Asia Forum, in collaboration with the Southeast Asia Centre of Asia-Pacific Excellence, Victoria University of Wellington and New Zealand Institute of International Affairs (Wellington Branch) is proud to host an event to reflect on the journey that ASEAN and its members have been through and update on current regional and global issues at the ASEAN Foreign Ministers’ Meeting (AMM) and related meetings which Cambodia recently hosted in Phnom Penh.

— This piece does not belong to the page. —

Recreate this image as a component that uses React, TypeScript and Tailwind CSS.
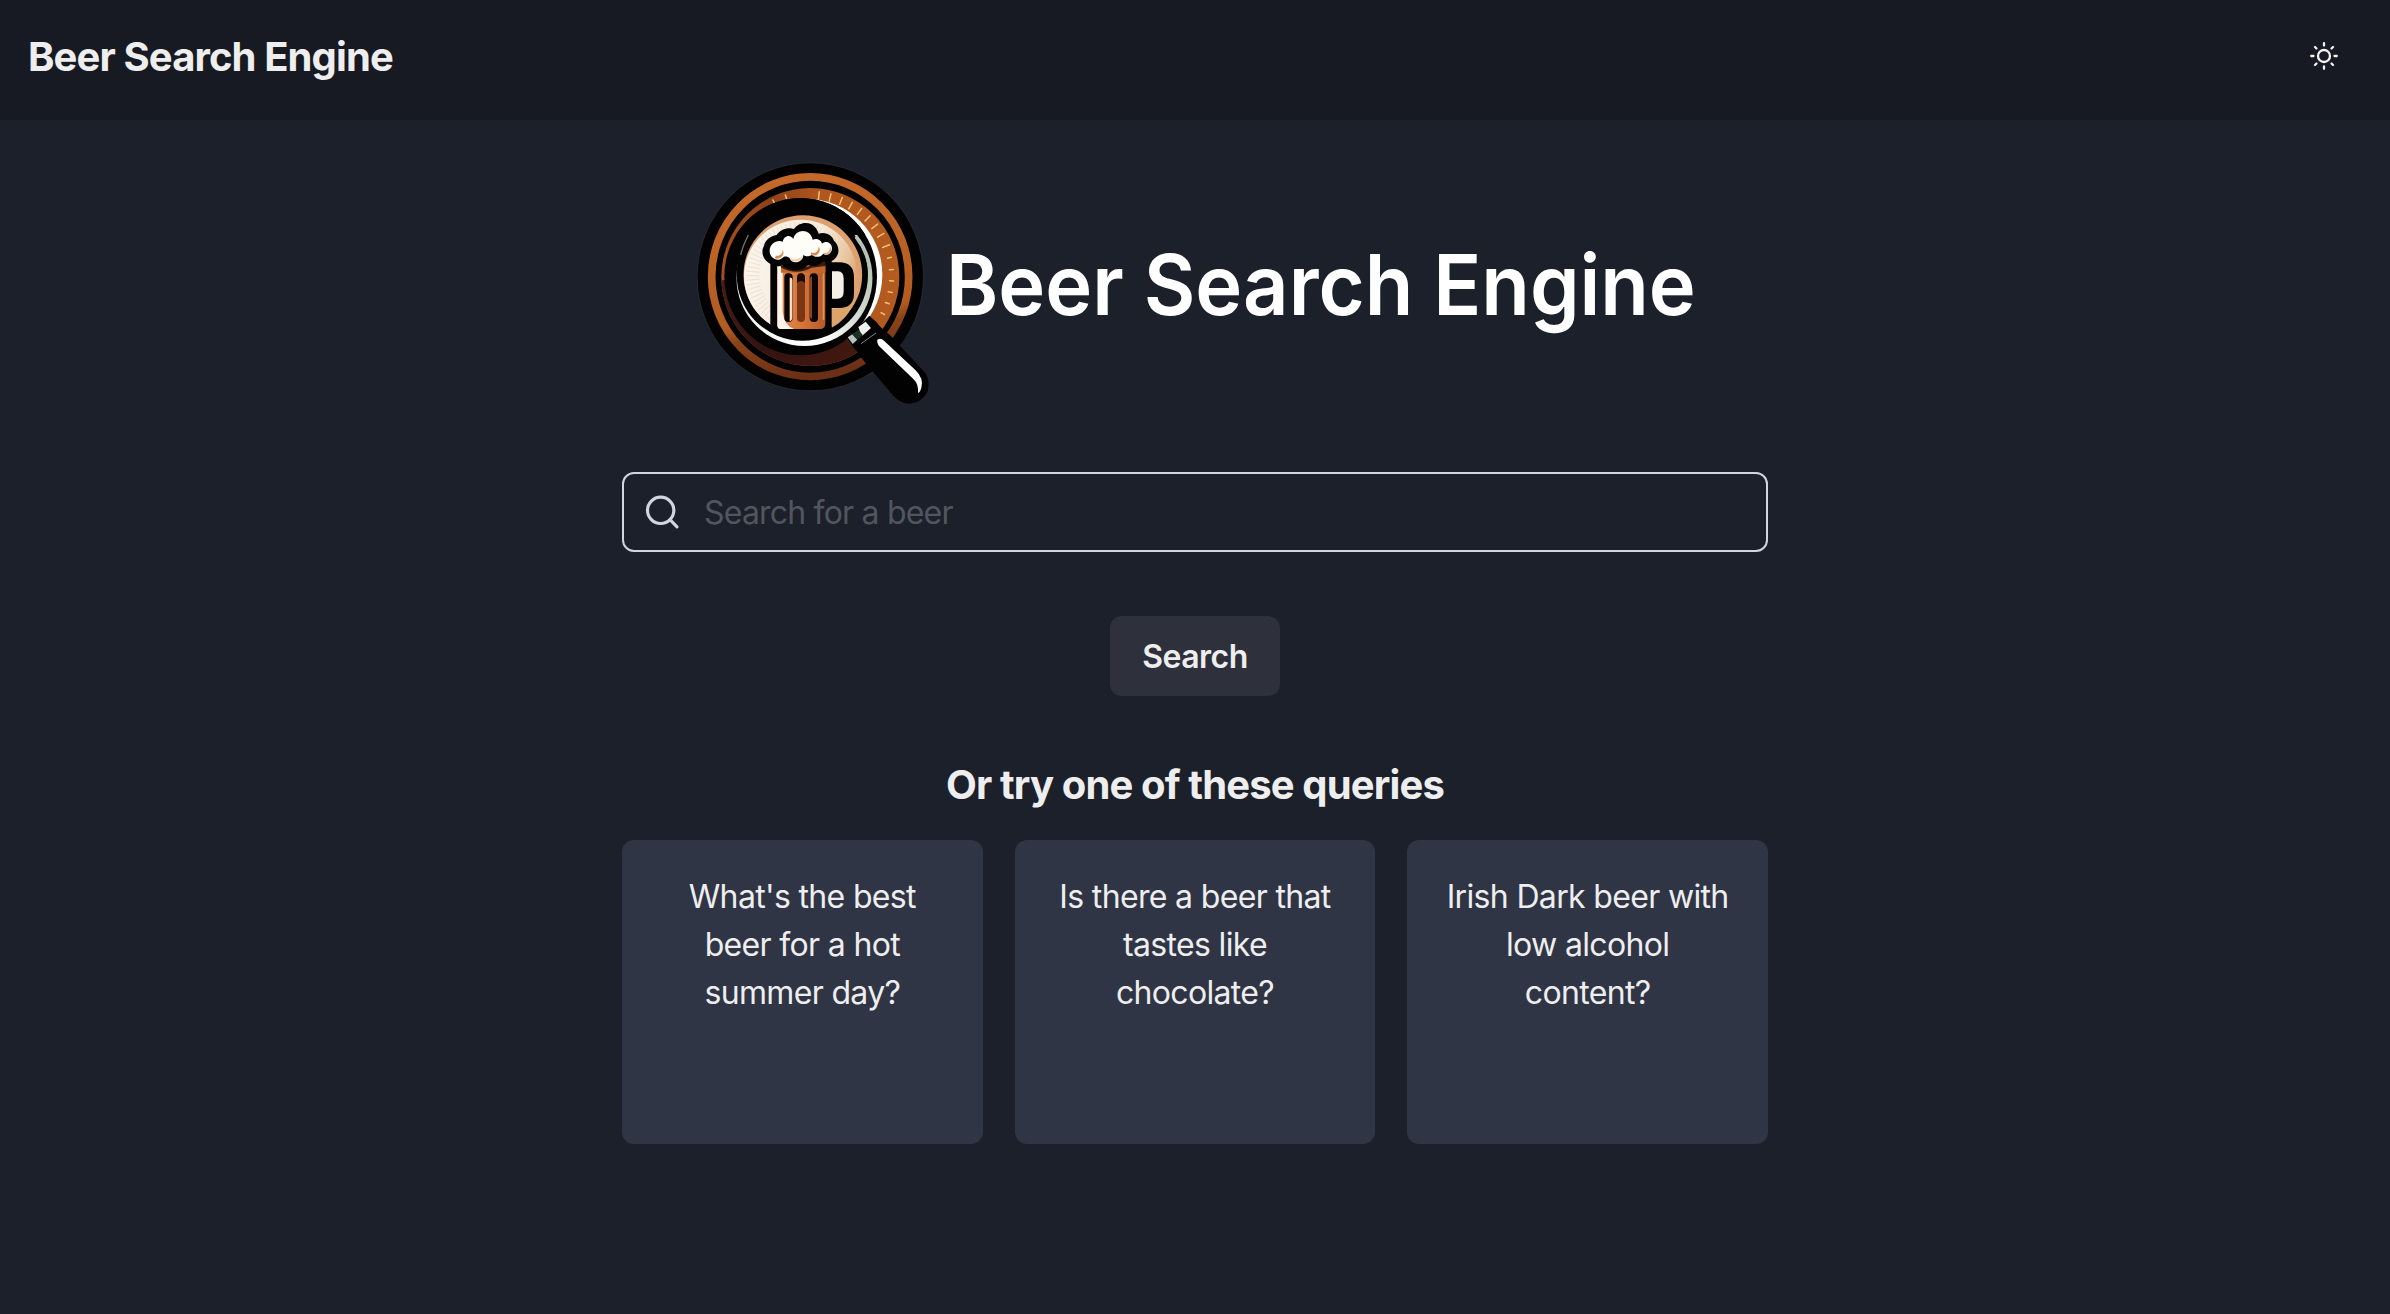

According to Cambodian Foreign Minister Prak Sokhonn, ASEAN centrality and unity is the hallmark of the bloc’s success and the primary driving force behind substantive dialogue and cooperation with its external partners. With decades of relative peace and stability, ASEAN has prospered way beyond expectations, with high-growth and development and a steady improvement of its people’s wellbeing. Outlook is highly positive.
Keynote speaker
H.E. Amb. Pou Sothirak has been Executive Director of Cambodian Institute for Cooperation and Peace (CICP) since 2013. He also serves as an Advisor to the Royal Government of Cambodia. He was appointed as Secretary of State of the Ministry of Foreign Affairs and International Cooperation of Cambodia from September 2013 to January 2014. He was a Visiting Senior Research Fellow at the Institute of the Southeast Asian Studies (ISEAS) in Singapore from January 2009 to December 2012. He also served as Cambodia’s Ambassador to Japan from April 2005 to November 2008. He was elected Cambodian Member of Parliament twice during the national general election in 1993 and 2003. He was appointed as Minister of Industry, Mines and Energy of the Royal Government of Cambodia from 1993 to 1998. He has written extensively on various issues concerning the development of Cambodia and the region.